If the MWI is correct then time evolution is always exactly unitary. The CI doesn't explain how we get to a non-unitary collapse, but it does assume that there exists such a thing. This implies that at least in principle there should be detectable effects. Systems that are well isolated from the environment should undergo a non-unitary time evolution at a rate that is faster than can be explained as being caused by decoherence by the residual interactions it still has with the environment.

David Deutsch has proposed a thought experiment to illustrate that MWI is not experimentally equivalent to CI. Suppose an artificially intelligent experimenter is simulated by a quantum computer. It will measure the operator A = |0><0| - |1><1|. The qubit is initialized in the state |1/sqrt(2)[|0> + |1>]. Then the CI predicts that after the measurement the state of the qubit undergoes a non-unitary collapse to one of the two possible eigenstates of A, i.e. |0> or |1>. The MWI asserts that the state of the entire quantum computer splits into two branches corresponding to either of the possible outcomes.

To decide who is right, the experimenter decides to let the computer perform the unitary time evolution corresponding to inverting the final state of the quantum computer (according to the MWI) to the initial state, but while keeping the record that a measurement has been performed. This transform to the modified initial state is still unitary and can therefore be implemented (all unitary transforms can be implemented using only the CNOT and single qubit rotations).

Then it is easy to check that if the CI is correct that you don't get that desired modified initial state back and the difference between the two states if the qubit you end up with, can be easily detected by doing measurements on it.


No, interpretations of quantum mechanics are not distiguishable in a physical experiment, otherwise they would be called theories rather than interpretations.

It should be noted that there are some theories whom their authors call "interpretations" but they in fact are not. For instance the "objective collapse theories" often (wrongly) called "interpretations". These theories can be physically proven or disproven and predict different observations than the standard quantum mechanics (with all its interpretations).

That said, it is not that interpretations cannot be experimentally distinguished at all. Maybe they can be, but the experiment that would be able to distinguish between them would not be a physical (or scientific) experiment in the sense it would not satisfy the requirements for scientific method.

All scientific experiments regarding quantum mechanics should produce the same results as far as different interpretations concerned.


On paper, the difference between a theory and an interpretation is very clear. If two distinct sets of ideas/explanations generate experimentally distinguishable predictions, then they are two different theories. If they use different concepts but produce identical experimentally verifiable predictions, then they are two different interpretations of the same physical theory.

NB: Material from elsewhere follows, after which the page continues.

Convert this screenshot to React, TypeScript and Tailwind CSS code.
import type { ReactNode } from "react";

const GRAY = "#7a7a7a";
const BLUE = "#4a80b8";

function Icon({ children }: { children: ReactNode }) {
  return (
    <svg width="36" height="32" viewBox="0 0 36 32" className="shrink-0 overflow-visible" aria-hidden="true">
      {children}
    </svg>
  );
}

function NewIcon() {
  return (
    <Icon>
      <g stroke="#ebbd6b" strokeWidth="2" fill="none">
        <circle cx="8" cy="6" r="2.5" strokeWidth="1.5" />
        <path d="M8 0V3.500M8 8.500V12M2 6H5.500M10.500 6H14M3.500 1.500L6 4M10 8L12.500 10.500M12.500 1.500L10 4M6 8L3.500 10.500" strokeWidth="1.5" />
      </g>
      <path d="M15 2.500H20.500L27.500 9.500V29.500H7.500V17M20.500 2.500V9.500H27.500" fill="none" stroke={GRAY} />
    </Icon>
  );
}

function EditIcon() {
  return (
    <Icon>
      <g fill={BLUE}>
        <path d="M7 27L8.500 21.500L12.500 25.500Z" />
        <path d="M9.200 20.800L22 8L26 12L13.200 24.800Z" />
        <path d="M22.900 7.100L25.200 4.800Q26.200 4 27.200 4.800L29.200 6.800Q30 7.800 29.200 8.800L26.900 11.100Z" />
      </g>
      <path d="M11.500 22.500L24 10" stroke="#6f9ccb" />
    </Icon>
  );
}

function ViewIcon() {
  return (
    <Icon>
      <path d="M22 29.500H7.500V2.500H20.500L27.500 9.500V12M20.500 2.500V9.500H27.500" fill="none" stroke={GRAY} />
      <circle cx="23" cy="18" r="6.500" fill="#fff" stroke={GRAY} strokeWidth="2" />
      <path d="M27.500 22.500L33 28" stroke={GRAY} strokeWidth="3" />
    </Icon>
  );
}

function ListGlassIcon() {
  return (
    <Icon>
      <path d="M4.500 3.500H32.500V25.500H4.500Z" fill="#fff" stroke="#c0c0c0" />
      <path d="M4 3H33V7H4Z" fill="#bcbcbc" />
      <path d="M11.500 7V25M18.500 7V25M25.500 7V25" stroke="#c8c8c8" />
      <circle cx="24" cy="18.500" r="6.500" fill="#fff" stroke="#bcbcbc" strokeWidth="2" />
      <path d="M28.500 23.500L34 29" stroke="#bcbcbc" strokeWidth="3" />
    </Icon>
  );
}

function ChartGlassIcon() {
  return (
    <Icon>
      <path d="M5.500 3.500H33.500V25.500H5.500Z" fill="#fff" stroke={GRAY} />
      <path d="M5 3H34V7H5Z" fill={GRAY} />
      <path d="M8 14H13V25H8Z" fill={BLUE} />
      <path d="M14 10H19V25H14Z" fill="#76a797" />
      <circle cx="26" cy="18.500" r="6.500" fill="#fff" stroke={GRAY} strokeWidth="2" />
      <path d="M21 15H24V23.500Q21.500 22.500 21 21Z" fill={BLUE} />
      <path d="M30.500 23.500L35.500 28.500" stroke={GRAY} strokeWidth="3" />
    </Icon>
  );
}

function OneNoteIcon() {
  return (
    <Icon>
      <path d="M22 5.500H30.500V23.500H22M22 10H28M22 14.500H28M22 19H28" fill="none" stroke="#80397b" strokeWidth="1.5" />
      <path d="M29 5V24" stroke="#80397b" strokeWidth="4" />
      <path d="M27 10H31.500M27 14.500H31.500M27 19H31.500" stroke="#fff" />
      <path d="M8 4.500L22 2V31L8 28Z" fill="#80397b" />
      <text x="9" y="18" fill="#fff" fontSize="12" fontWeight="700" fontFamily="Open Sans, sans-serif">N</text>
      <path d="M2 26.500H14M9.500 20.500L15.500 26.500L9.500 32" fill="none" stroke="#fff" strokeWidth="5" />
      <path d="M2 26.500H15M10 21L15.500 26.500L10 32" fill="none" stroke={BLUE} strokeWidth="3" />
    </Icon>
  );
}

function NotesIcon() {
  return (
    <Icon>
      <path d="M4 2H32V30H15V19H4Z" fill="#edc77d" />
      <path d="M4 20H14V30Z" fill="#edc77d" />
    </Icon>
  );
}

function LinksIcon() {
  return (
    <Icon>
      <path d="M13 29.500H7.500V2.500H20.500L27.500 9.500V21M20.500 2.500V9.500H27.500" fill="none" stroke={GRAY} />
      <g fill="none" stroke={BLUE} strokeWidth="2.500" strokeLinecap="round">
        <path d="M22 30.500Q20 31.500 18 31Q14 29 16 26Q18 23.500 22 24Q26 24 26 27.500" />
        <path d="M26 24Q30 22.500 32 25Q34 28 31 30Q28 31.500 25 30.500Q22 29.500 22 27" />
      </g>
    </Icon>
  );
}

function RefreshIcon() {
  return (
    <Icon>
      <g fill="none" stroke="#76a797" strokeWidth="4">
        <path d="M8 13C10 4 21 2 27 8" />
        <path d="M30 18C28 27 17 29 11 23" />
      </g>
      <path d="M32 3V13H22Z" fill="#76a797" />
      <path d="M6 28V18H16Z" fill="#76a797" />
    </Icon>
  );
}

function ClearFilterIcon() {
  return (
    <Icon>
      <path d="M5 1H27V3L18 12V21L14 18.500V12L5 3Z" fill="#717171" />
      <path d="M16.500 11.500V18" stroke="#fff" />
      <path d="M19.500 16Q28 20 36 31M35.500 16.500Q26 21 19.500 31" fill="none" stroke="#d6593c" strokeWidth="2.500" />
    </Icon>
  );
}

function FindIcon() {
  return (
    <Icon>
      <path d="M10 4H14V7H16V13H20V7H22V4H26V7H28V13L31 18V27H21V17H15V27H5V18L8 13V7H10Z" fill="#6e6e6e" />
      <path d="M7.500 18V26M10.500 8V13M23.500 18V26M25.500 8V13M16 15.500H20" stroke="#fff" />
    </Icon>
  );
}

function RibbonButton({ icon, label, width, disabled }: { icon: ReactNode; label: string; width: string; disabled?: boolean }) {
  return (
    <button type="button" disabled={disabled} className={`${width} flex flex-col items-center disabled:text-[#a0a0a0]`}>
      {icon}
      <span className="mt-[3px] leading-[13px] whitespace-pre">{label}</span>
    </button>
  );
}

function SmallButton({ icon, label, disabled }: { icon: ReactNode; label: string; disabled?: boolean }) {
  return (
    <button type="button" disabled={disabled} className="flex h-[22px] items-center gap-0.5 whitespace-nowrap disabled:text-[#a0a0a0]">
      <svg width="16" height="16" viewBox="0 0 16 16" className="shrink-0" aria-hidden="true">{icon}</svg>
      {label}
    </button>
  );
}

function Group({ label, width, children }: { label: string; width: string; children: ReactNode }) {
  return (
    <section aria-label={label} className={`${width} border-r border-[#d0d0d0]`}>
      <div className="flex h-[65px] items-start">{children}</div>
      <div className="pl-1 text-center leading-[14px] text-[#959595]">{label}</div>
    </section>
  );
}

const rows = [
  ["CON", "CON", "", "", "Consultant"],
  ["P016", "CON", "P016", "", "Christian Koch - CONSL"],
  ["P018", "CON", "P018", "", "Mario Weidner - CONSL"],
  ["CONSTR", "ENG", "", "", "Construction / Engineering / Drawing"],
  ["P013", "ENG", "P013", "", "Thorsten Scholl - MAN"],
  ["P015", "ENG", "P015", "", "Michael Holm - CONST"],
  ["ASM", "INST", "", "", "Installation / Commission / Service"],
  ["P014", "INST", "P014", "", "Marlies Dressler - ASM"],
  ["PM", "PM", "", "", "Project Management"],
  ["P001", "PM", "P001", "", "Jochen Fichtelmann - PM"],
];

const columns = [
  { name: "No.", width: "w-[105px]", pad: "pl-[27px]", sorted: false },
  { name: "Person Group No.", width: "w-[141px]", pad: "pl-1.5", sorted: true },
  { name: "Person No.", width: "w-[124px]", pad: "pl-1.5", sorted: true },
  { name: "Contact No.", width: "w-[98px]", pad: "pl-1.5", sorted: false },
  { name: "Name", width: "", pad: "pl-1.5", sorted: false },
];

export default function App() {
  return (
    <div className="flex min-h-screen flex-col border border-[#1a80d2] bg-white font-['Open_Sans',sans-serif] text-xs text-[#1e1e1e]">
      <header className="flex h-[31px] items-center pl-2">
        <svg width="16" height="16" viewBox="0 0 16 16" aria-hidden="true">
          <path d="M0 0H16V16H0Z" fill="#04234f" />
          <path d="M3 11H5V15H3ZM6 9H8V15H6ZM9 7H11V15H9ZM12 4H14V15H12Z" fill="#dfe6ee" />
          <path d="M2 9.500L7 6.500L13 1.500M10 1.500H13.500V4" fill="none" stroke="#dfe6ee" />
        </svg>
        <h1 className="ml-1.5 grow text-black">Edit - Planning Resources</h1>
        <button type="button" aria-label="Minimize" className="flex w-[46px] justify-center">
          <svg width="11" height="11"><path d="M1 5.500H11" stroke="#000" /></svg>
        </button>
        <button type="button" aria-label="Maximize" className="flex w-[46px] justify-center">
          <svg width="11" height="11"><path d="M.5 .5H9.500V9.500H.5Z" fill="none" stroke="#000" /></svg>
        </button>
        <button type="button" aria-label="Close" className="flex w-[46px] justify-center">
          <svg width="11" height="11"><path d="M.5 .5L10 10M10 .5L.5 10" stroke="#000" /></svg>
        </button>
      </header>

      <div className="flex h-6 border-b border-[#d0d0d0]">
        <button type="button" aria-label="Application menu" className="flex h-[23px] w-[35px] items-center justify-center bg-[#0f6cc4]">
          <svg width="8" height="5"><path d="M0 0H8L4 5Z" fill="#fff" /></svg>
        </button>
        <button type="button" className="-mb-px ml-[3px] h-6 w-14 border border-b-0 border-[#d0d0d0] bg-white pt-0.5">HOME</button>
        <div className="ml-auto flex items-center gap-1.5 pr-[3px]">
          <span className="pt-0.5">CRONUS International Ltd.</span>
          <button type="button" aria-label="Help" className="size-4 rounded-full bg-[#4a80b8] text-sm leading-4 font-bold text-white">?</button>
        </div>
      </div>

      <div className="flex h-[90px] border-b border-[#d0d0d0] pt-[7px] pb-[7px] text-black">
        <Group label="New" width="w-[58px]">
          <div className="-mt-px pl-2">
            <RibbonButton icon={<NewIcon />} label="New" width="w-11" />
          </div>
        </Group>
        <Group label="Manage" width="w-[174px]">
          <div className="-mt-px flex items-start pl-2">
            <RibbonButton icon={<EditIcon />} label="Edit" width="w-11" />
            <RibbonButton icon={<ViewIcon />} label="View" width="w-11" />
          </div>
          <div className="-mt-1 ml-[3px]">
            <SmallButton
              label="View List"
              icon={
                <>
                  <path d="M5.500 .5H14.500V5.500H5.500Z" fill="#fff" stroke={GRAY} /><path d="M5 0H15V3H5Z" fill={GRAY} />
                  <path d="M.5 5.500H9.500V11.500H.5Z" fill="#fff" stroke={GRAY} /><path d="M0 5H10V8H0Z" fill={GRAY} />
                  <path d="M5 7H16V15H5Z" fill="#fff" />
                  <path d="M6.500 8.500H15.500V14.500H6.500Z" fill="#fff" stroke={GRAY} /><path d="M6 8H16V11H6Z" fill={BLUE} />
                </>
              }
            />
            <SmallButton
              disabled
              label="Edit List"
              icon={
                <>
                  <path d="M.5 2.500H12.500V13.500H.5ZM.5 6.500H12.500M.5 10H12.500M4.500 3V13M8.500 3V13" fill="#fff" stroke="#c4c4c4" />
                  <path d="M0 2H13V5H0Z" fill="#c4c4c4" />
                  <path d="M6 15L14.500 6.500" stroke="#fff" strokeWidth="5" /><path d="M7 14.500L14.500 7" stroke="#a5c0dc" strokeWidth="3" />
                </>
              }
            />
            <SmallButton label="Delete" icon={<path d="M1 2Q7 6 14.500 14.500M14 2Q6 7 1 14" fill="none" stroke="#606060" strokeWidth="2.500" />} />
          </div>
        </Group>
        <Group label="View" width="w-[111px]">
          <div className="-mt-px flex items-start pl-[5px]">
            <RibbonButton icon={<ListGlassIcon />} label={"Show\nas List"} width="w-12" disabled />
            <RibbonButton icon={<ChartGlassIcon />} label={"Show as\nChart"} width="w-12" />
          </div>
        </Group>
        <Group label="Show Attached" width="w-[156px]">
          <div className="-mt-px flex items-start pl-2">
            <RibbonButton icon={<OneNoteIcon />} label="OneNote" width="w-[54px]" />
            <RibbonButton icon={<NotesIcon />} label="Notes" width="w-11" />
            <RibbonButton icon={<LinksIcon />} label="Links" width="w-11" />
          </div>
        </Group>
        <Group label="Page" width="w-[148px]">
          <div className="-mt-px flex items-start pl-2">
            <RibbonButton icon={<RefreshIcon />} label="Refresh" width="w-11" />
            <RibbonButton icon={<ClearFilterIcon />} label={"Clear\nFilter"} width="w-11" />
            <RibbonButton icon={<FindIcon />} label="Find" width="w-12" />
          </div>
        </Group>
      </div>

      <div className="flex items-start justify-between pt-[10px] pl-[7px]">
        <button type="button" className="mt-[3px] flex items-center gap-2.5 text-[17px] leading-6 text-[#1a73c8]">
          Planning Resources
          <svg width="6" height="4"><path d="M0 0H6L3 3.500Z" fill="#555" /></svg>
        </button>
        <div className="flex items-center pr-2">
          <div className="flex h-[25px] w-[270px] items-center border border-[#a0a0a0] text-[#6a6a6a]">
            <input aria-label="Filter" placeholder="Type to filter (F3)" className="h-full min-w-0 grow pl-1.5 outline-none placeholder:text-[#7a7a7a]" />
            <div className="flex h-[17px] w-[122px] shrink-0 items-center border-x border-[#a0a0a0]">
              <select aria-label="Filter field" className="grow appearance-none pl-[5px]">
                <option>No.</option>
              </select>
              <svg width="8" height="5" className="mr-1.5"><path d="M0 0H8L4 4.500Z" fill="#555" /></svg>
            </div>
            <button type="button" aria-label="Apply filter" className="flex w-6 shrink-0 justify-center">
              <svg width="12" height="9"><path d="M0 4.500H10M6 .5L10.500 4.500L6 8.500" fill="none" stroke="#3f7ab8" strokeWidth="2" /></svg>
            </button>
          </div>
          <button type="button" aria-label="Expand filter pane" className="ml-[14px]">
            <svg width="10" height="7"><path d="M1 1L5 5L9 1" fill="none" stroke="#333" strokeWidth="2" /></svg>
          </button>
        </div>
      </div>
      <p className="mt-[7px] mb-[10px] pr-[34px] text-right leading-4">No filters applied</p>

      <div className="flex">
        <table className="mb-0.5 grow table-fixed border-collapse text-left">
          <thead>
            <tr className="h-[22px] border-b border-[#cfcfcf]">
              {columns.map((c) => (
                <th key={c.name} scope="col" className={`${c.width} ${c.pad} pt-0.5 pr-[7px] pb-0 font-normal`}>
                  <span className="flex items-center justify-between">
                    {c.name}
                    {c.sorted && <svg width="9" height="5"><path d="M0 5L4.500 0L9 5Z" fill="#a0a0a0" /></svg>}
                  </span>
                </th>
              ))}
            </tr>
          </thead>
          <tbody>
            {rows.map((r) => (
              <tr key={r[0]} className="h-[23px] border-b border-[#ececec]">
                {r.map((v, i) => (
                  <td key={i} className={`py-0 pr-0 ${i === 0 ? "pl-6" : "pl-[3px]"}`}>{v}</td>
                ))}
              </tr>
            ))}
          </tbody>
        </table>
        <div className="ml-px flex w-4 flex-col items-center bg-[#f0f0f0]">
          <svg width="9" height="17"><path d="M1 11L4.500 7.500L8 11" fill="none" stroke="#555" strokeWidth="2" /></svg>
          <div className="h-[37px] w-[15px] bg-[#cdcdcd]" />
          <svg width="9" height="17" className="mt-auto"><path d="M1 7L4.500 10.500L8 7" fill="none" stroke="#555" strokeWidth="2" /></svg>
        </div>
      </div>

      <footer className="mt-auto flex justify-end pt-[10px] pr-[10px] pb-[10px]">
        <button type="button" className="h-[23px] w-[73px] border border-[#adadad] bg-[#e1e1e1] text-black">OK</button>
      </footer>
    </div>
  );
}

In practice, things are never so clear-cut. As a practical matter, we certainly do not currently possess either the theoretical or the experimental capability to unambiguously falsify either the many-worlds or Copenhagen interpretation in any experiment that can actually be performed in the real world. But as Count Iblis points out, there probably are some hypothetical experiments that distinguish them, which could be performed in principle but may never actually be feasible in practice. (I think the same is true of the de Broglie-Bohm interpretation, although I'm not familiar enough with that interpretation to say for sure.) For example, decoherence is defined to be the vanishing of all the elements of a system's reduced density matrix that are off-diagonal in some basis known as the "pointer basis". But perfect decoherence is an idealization; in practice the off-diagnonal elements will be exponentially small but never exactly zero. (Similarly, there will always be incredibly many-point tunneling terms connect different branches of the wavefunction that appear at zillionth order in perturbation theory.)

So as practical matter, the many-worlds and Copenhagen interpretations are equivalent as physical theories to within our current understanding. In principle, they are almost certainly distinguishable if one could perform arbitrarily precise experiments and had infinite processing power. I would argue that we do not yet understand the different interpretations well enough to judge whether they will ever be experimentally distingishable in practice with foreseeable technology.

So you could approach this situation in many ways, and take any of the following (defensible) perspectives:

  1. MWI's and Copenhagen's predictions are indistinguishable in practice, so they are different interpretations of the same theory.
  2. MWI's and Copenhagen's predictions are distinguishable in principle, so they are different theories but are equivalent in practice.
  3. We don't understand MWI and Copenhagen well enough to judge whether they will be experimentally distinguishable in the future. So we do not yet know whether they are different theories or simply different interpretations.
  4. We don't understand MWI and Copenhagen well enough to judge whether they will ever be experimentally distinguishable in the future. But we should reserve the term "theory" to mean "something that we actually know how to distinguish in practice", and use "interpretations" to mean "ideas that we do not currently know how to distinguish experimentally". So the distinction between a theory and an interpretation is dependent on the scientific community's current knowledge of the subject. MWI and Copenhagen are currently just two different interpretations of the same theory, but way well eventually become two different theories as our understanding and/or experimental technology advance.

This distinction between actual experiments and "theoretical experiments" (a term with an interestingly semi-contradictory nature) comes up in other areas of physics as well. For example, Scott Aaronson's essay "Why Philosophers Should Care About Computational Complexity" puts a slightly different spin on some related ideas, and argues persuasively that philosophers should take seriously the practical limitations on what experiments and calculations could actually be performed in the real world.